Instead of tech time, Elinor Brook, a social worker at Helping Hands School in Clifton Park, says kids should be having real-life experiences to learn and grow. 

"When a child is passively engaged with an electronic device, they’re missing many, many opportunities," Brook said. "They’re missing opportunities to practice communicating, they’re missing opportunities to practice problem solving such as ‘Uh oh, this fell down, now I have to figure out how to put it back.’"

Brook says planning what your children are doing is key. Teaching kids behaviors, such as not using a device at a restaurant, is a good habit for adults and kids.

"And no one is wanting to shame parents, but they have to have the message that the screen time they expose their children to has an impact," Brook said.

That is why Sean Teehan says he and his wife keep their three and seven-year-olds on track when they get home from school. They get 20 minutes of screen time and a snack, then it's back to work.

"They know they have homework or something else after that," Teehan said. "So as long as you keep the structure, they don't argue very much."

But on the weekends, they have to get creative.

"What we do is just try to keep them engaged whether it's sports, whether it's a craft, just [to] make sure they're not bored," Teehan said. 

Making sure the kids are engaged is the key, and the family has a desktop computer for the kids to do homework, rather than a laptop.

"I think boredom leads to the screen time need. If they're engag[ing] in something or learning something, or challenging themselves, then they don't feel they need to sit down and watch the tablet or watch the TV," Teehan said.

Early results from a recent study by the National Institutes of Health shows kids with seven or more hours of screen time a day, actually have physical differences in their brains. There was premature thinning of the cerebral cortex, something that usually happens much later on in kids' lives.

Another study in Europe found a high rate of children being misdiagnosed with Autism Spectrum Disorder (ASD).

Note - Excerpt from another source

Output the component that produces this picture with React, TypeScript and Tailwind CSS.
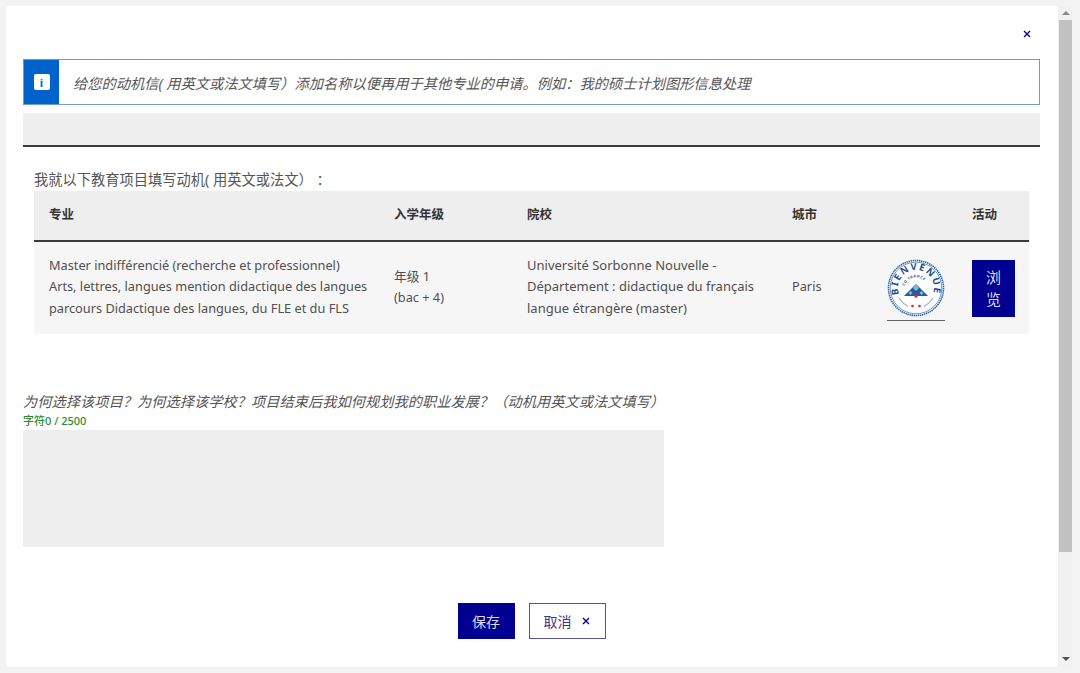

The study found when devices were taken away for a short period of time, usually about a month, the developmental delays either significantly decreased or disappeared altogether.

"There are children with autism who need special services and need supports," Brook said. "This is not to say that those children’s difficulties were caused by a screen."

But as much as the world relies on tech, experts say to pay attention to how much time your kids are spending on devices.

"There may be a time where using an electronic device to teach a certain skill could come in handy, but I can’t think of a single time that would be required for learning," Brook said.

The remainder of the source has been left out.